Joyce Carol Oates, une auteure prolixe qui fascine et divise ses lectrices et lecteurs, c'est l'impression qu'elle donne à la lecture des critiques sur Babelio.
Comme cela m'arrive souvent, et sans doute ne suis-je pas le seul, enfin j'espère, après une lecture qui m'avait estomaqué, celle de son roman
Les chutes, je l'avais complètement oubliée.
Ce sont les nombreuses critiques récentes de mes ami.e.s babeliotes et l'éventualité d'une lecture commune, si j'ai bien compris en février 2024, qui m'ont décidé à replonger dans l'océan « oatesien », mais en y faisant une courte trempette par la lecture de ce roman court, environ 120 pages, mais qui marque.

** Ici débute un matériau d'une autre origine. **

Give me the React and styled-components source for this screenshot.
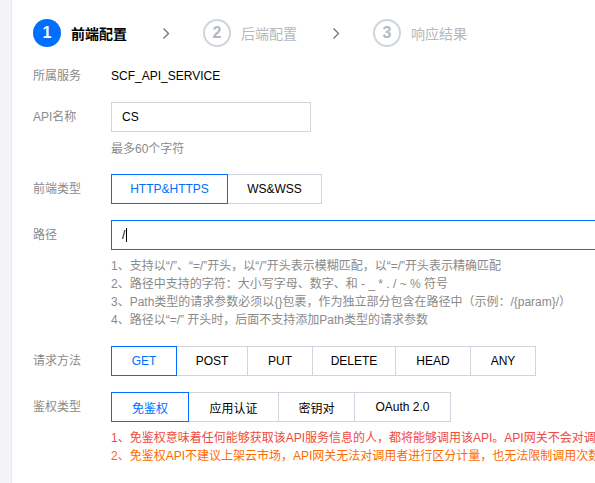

Il n'est pas nécessaire d'écrire mille pages pour produire un récit formidable, Zweig nous l'a montré amplement.
C'est un roman que j'ai lu quasiment sans faire de pause, fascinant, dérangeant, qui traite d'emprise, de perversion, avec une exceptionnelle maîtrise formelle.
JC Oates utilise le procédé du récit enchâssé cher à Zweig, mais cette fois doublement enchâssé puisque le premier chapitre a la même temporalité que le dernier, le second la même que l'avant dernier. Les deux premiers nous plongent dans l'énigme qui se résout dans les derniers. C'est particulièrement bien fait et avec un style d'écriture resserré, vif, sans fioritures, qui m'a impressionné.
Et tout cela au service d'une intrigue bien sombre, qui résonne à notre époque « metoo », où l'on y voit des pervers narcissiques tirer parti de leur pouvoir pour manipuler des jeunes filles dont l'histoire personnelle a des failles, et pour assouvir leurs désirs de domination sexuelle, de « chair fraîche » humaine. Et tout cela raconté avec un art consommé du non-dit qui m'a bluffé.
Ce récit, c'est celui de Gillian Brauer, relaté, après les deux premiers chapitres, comme une chronique ou un journal intime.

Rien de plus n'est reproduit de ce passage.